Tensions rise over Ukrainian ship hijacked off Somalia
It was heading to Kenya with a large supply of arms
Tensions increased Sunday over what to do about the arms-carrying cargo ship hijacked off the coast of Somalia, as the pirates vowed to fight to the death, a hostage died and Somali officials urged the American Navy to send in commandos.
According to a broadcast on the BBC Somali service, the pirates said that they could see an American destroyer nearby and several military aircraft tracking them, but that they were not afraid.
“They can’t catch us like goats,” said a man who said he was a spokesman for the pirates. “We will fight, and everyone here will die with us.”
The man said he was speaking on a satellite phone from the bridge of the hijacked Ukrainian ship, and to prove it, he handed the phone to another man who said he was the captain. The captain, a Ukrainian, then told the BBC that a Russian crew member had died from hypertension.
A band of pirates hijacked the ship on Thursday evening as it was heading to Kenya with a large supply of arms, including 33 T-72 battle tanks, grenade launchers and ammunition, all for the Kenyan military.

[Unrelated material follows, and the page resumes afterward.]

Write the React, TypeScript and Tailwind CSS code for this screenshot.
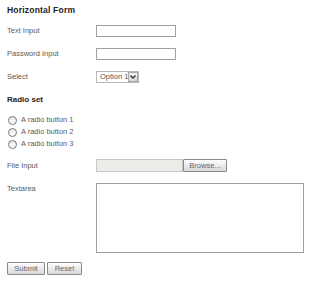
import React from 'react'

const font = { fontFamily: '"Liberation Sans", Arial, sans-serif' }

function Label({ children }: { children: React.ReactNode }) {
  return <div className="w-[89px] shrink-0 text-[7.5px] leading-[10px] text-[#5a5a5a]">{children}</div>
}

function Btn({ children, w }: { children: React.ReactNode; w: string }) {
  return (
    <div
      className={`${w} h-[13px] flex items-center justify-center border border-[#8a8a8a] bg-gradient-to-b from-[#fdfdfd] to-[#d8d8d8] text-[7.5px] leading-[10px] text-[#666] rounded-[1px] whitespace-nowrap`}
    >
      {children}
    </div>
  )
}

function Radio({ label }: { label: string }) {
  return (
    <div className="flex items-center h-[12px]">
      <div className="w-[9px] h-[9px] rounded-full border border-[#777] bg-gradient-to-b from-[#e8e8e8] to-white" />
      <span className="ml-[4px] text-[7.5px] leading-[10px] text-[#5a5a5a]">{label}</span>
    </div>
  )
}

export default function App() {
  return (
    <div className="w-[320px] h-[281px] bg-white pl-[7px] pt-[5px]" style={font}>
      <div className="text-[8.5px] font-bold text-[#222] h-[10px] leading-[10px] tracking-[0.2px]">Horizontal Form</div>

      <div className="flex items-center mt-[10px] h-[12px]">
        <Label>Text Input</Label>
        <div className="w-[80px] h-[12px] border border-[#a0a0a0] bg-white" />
      </div>

      <div className="flex items-center mt-[11px] h-[12px]">
        <Label>Password Input</Label>
        <div className="w-[80px] h-[12px] border border-[#a0a0a0] bg-white" />
      </div>

      <div className="flex items-center mt-[11px] h-[12px]">
        <Label>Select</Label>
        <div className="w-[43px] h-[12px] flex items-center border border-[#b8b8b8] bg-white">
          <span className="text-[7.5px] leading-[10px] text-[#555] pl-[3px] flex-1 whitespace-nowrap">Option 1</span>
          <div className="w-[10px] h-[10px] flex items-center justify-center border border-[#aaa] bg-gradient-to-b from-[#f4f4f4] to-[#d6d6d6]">
            <svg width="6" height="4" viewBox="0 0 6 4">
              <path d="M0.5 0.5 L3 3 L5.5 0.5" stroke="#333" strokeWidth="1.3" fill="none" />
            </svg>
          </div>
        </div>
      </div>

      <div className="mt-[11px] text-[8px] font-bold text-[#222] h-[12px] leading-[12px]">Radio set</div>

      <div className="mt-[8px] ml-[1px]">
        <Radio label="A radio button 1" />
        <Radio label="A radio button 2" />
        <Radio label="A radio button 3" />
      </div>

      <div className="flex items-center mt-[9px] h-[13px]">
        <Label>File Input</Label>
        <div className="w-[87px] h-[13px] border border-[#c8c8c8] bg-[#ecebe7]" />
        <Btn w="w-[44px]">Browse...</Btn>
      </div>

      <div className="flex mt-[11px]">
        <Label>
          <div className="mt-[1px]">Textarea</div>
        </Label>
        <div className="w-[208px] h-[70px] border border-[#a0a0a0] bg-white" />
      </div>

      <div className="flex mt-[9px] gap-[2px]">
        <Btn w="w-[38px]">Submit</Btn>
        <Btn w="w-[35px]">Reset</Btn>
      </div>
    </div>
  )
}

Somali officials said Sunday that the ship was anchored a few miles off the coast between Xarardheere and Hobyo, two notorious pirate dens where several other hijacked vessels have been taken. The pirates said they would not release the 20 crew members or the arms until they were paid $20 million in cash.
Somali officials said there might be no way to resolve the standoff other than storming the ship.
“A military operation has to be taken,” said Ahmed Said Aw-nur, minister of fisheries for the semiautonomous state of Puntland in northern Somalia.
“If the Islamists get the arms,” he said, referring to Islamist insurgents currently waging war on Somalia’s weak government, “they will cause problems for all of Somalia.”
American military officials said that they were closely watching the ship but that there were no plans to raid it.
“We’re deeply concerned about what’s aboard, as well as the safety of the crew,” said Lt. Nathan Christensen, a spokesman for the Navy’s Fifth Fleet, based in Bahrain. “We’re hoping the arms don’t make it to shore.”
Lieutenant Christensen said the American destroyer Howard was following the hijacked ship from less than five miles away and communicating with it via bridge-to-bridge radio.